President's Lecture Series

St. Philip's College Announces the 2018 President's Lecture Series

The St. Philip’s College President’s Lecture Series provides opportunities for the college and the community to hear speakers’ perspectives on a broad range of local, regional, national and international issues. The lectures are provided at no cost to the audience and are designed to attract students, faculty, and staff as well as the greater San Antonio Community.

Margot Lee Shetterly - September 20, 2018, 11 a.m., Watson Fine Arts Center

Margot Lee Shetterly

Margot Lee Shetterly, author of "Hidden Figures: The American Dream and the Untold Story of the Black Women Mathematicians Who Helped Win the Space Race," will be at St. Philip’s College on Sept. 20, 2018 at 11 a.m. in the Watson Fine Arts Center as part of the President’s Lecture Series.

The pioneering women — Katherine Johnson, Mary Jackson, Dorothy Vaughan, Kathryn Peddrew, Sue Wilder, Eunice Smith, Barbara Holley and others — impacted defining movements of the American century: the Cold War, the Space Race, the Civil Rights movement and the quest for gender equality.

Shetterly is also founder of The Human Computer Project, an endeavor to recover the names and accomplishments of all of the women who worked as computers, mathematicians, scientists and engineers at National Advisory Committee for Aeronautics (NACA) and National Aeronautics and Space Administration (NASA) from the 1930s through the 1980s.

After the start of World War II, Federal agencies and defense contractors across the country coped with a shortage of male number crunchers by hiring women with math skills.
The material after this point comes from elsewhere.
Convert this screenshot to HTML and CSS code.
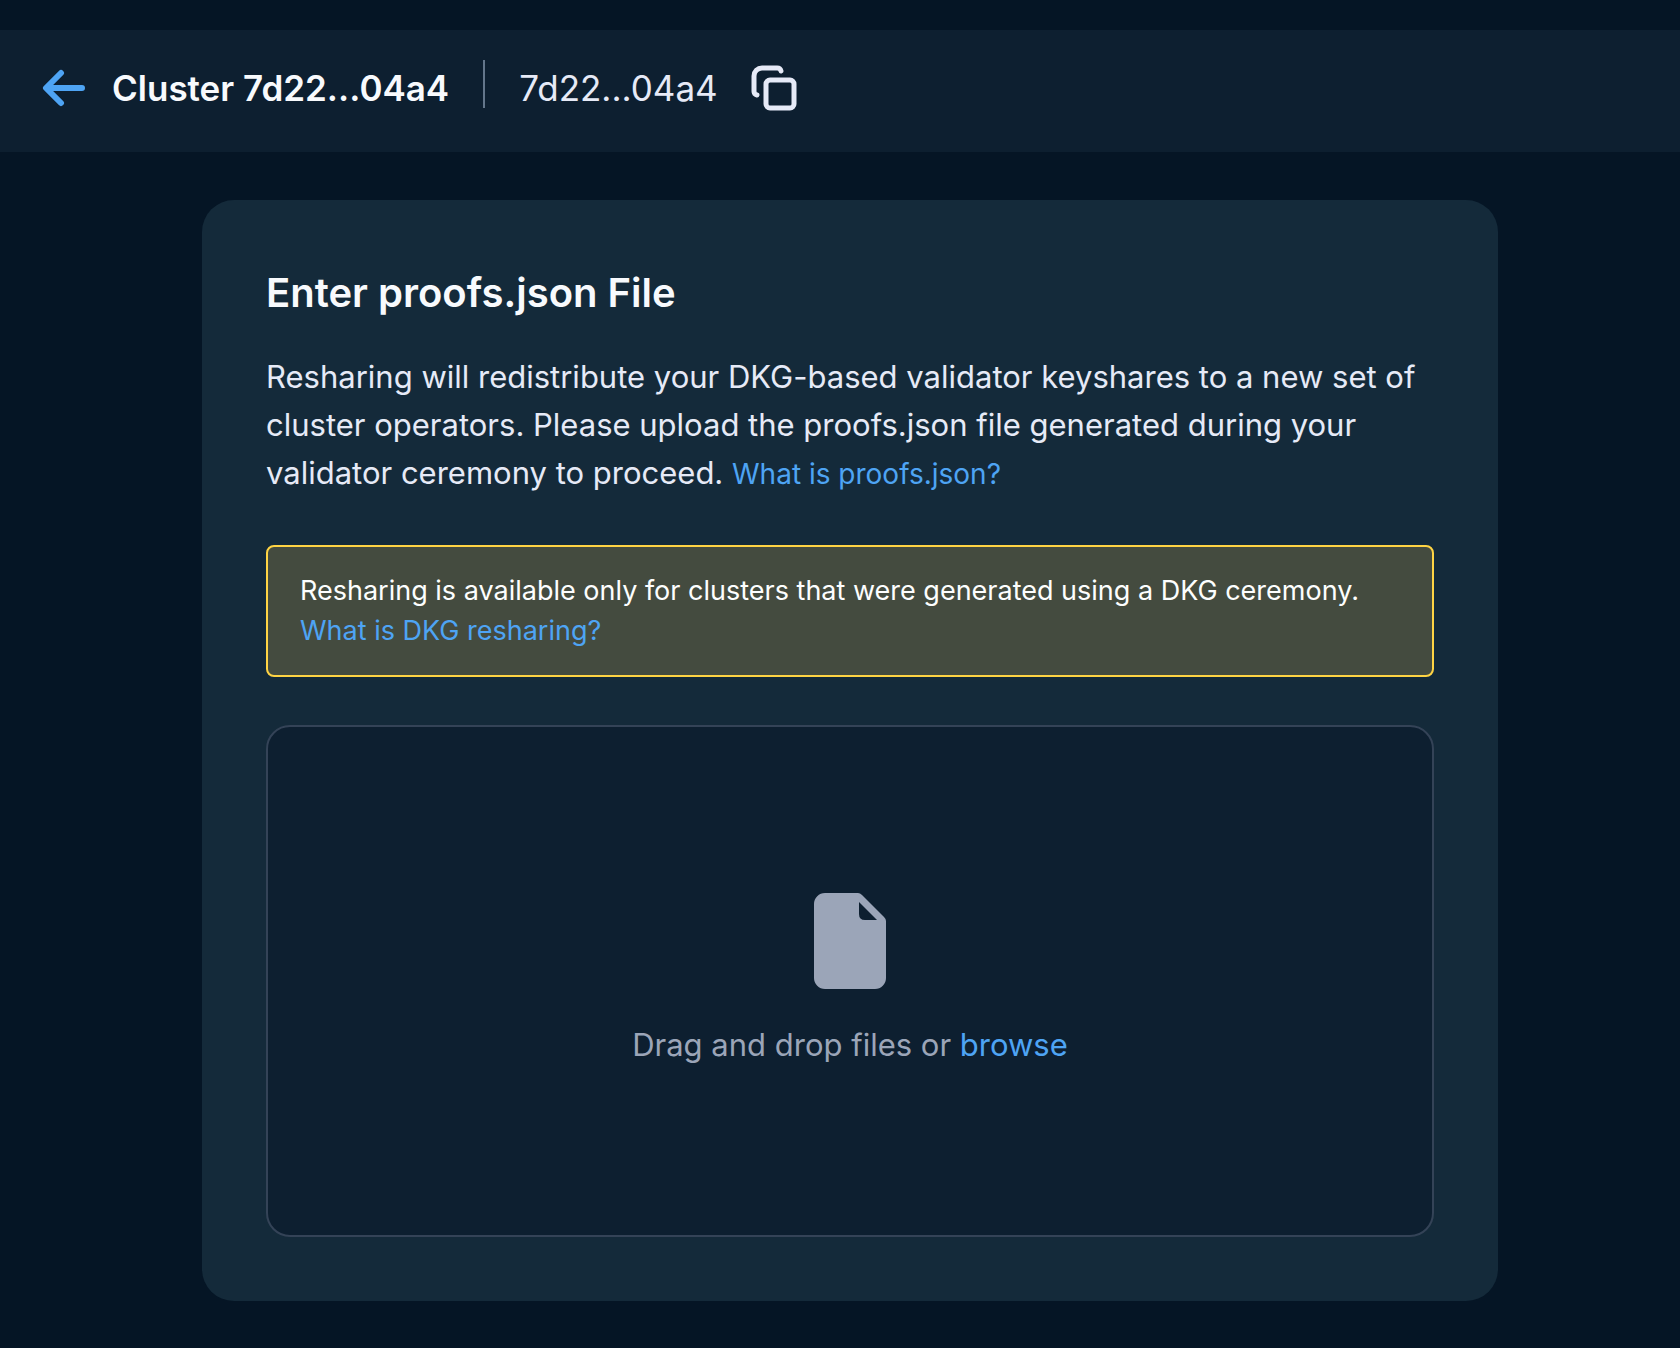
FILE: index.html
```html
<!DOCTYPE html>
<html lang="en">
<head>
  <meta charset="utf-8">
  <meta name="viewport" content="width=device-width, initial-scale=1">
  <title>Cluster 7d22...04a4</title>
  <link rel="stylesheet" href="styles.css">
</head>
<body>
  <header class="topbar">
    <a class="back" href="#" aria-label="Back">
      <svg width="44" height="38" viewBox="0 0 44 38" fill="none" stroke="currentColor" stroke-width="6" stroke-linecap="round" stroke-linejoin="round" aria-hidden="true">
        <path d="M40 19H5M19 4 4 19l15 15"/>
      </svg>
    </a>
    <h1 class="cluster-name">Cluster 7d22...04a4</h1>
    <span class="divider"></span>
    <span class="cluster-id">7d22...04a4</span>
    <button class="copy" type="button" aria-label="Copy cluster ID">
      <svg width="48" height="48" viewBox="0 0 48 48" fill="none" stroke="currentColor" stroke-width="5" stroke-linecap="round" stroke-linejoin="round" aria-hidden="true">
        <rect x="16" y="16" width="28" height="28" rx="4"/>
        <path d="M7 31a4 4 0 0 1-3-4V12a8 8 0 0 1 8-8h15a4 4 0 0 1 4 3"/>
      </svg>
    </button>
  </header>

  <main class="content">
    <section class="card">
      <h2 class="title">Enter proofs.json File</h2>
      <p class="description">Resharing will redistribute your DKG-based validator keyshares to a new set of cluster operators. Please upload the proofs.json file generated during your validator ceremony to proceed. <a class="link link-small" href="#">What is proofs.json?</a></p>
      <div class="notice">
        <p>Resharing is available only for clusters that were generated using a DKG ceremony.</p>
        <a class="link" href="#">What is DKG resharing?</a>
      </div>
      <div class="dropzone">
        <svg width="72" height="96" viewBox="0 0 72 96" fill="currentColor" aria-hidden="true">
          <path fill-rule="evenodd" d="M11 0H44Q46 0 48 2L70 24Q72 26 72 28V85A11 11 0 0 1 61 96H11A11 11 0 0 1 0 85V11A11 11 0 0 1 11 0ZM45 9V21Q45 27 51 27H63Z"/>
        </svg>
        <p>Drag and drop files or <button class="browse link" type="button">browse</button></p>
      </div>
    </section>
  </main>
</body>
</html>
```
FILE: styles.css
```css
* {
  box-sizing: border-box;
}

body {
  margin: 0;
  padding-top: 30px;
  min-height: 100vh;
  background: #051525;
  color: #e6eaf7;
  font-family: Inter, "Liberation Sans", sans-serif;
}

h1,
h2,
p {
  margin: 0;
}

button {
  padding: 0;
  border: 0;
  background: none;
  color: inherit;
  font: inherit;
  cursor: pointer;
}

svg {
  display: block;
}

.topbar {
  display: flex;
  align-items: center;
  padding: 30px 42px 36px;
  background: #0d1f30;
  font-size: 35px;
  line-height: 56px;
}

.back {
  margin-right: 26px;
  color: #4ea4f4;
}

.cluster-name {
  color: #f8fafd;
  font-size: 35px;
  font-weight: 600;
}

.divider {
  align-self: flex-start;
  width: 2px;
  height: 48px;
  margin: 0 34px;
  background: #63768b;
}

.copy {
  margin-left: 32px;
}

.content {
  padding: 48px 20px 48px 40px;
}

.card {
  max-width: 1296px;
  margin: 0 auto;
  padding: 64px;
  border-radius: 32px;
  background: #142a3a;
}

.title {
  margin-bottom: 32px;
  color: #f8fafd;
  font-size: 40px;
  font-weight: 600;
  line-height: 57px;
}

.description {
  margin-bottom: 48px;
  font-size: 31px;
  line-height: 48px;
}

.link {
  color: #4ea4f4;
  text-decoration: none;
}

.link-small {
  font-size: 28px;
  line-height: 40px;
}

.notice {
  margin-bottom: 48px;
  padding: 24px 32px;
  border: 2px solid #ffd444;
  border-radius: 8px;
  background: #444b3f;
  color: #fdfefe;
  font-size: 27px;
  line-height: 40px;
}

.dropzone {
  display: flex;
  flex-direction: column;
  align-items: center;
  justify-content: center;
  gap: 32px;
  min-height: 512px;
  border: 2px solid #344357;
  border-radius: 24px;
  background: #0d1f30;
  color: #9ba5b8;
  font-size: 31px;
  line-height: 48px;
}
```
America’s aeronautical think tank at Langley Research Laboratory in Hampton, Virginia, created a pool of female mathematicians who analyzed endless arrays of data from wind tunnel tests of airplane prototypes. Women were thought to be more detail-oriented, their smaller hands better suited for repetitive tasks on the Friden manual adding machines. A “girl” could be paid significantly less than a man for doing the same job. And male engineers, once freed from laborious math work, could focus on more “serious” conceptual and analytical projects.

The war also opened doors for African-Americans. In 1941, under pressure from labor and civil rights leaders such as A. Phillip Randolph, President Franklin Roosevelt signed Executive Order 8802, which created the Fair Employment Practices Committee, and prohibited race-based discrimination in the country’s defense industry. Shortly thereafter, help wanted notices began appearing in Negro newspapers around the country, looking for blacks to fill positions at Federal agencies and defense contractors. Employment ads appeared for machine shop workers, laborers, janitors—and African-American women with math degrees.

These women were nearly all top graduates of historically black colleges such as Hampton Institute, Virginia State and Wilberforce University (Ohio). Though they did the same work as the white women hired at the time, they were cloistered away in their own segregated office in the West Area of the Langley campus. Despite the hardships of working under Virginia's Jim Crow laws, these women went on to make significant contributions to aeronautics, astronautics, and America's victory over the Soviet Union in the Space Race.

Shetterly is a Hampton, Virginia native, and daughter of a longtime Langley employee. She is a graduate of the University of Virginia, an entrepreneur, and an intrepid traveler who spent 11 years living in Mexico. Today, she lives in Charlottesville, VA.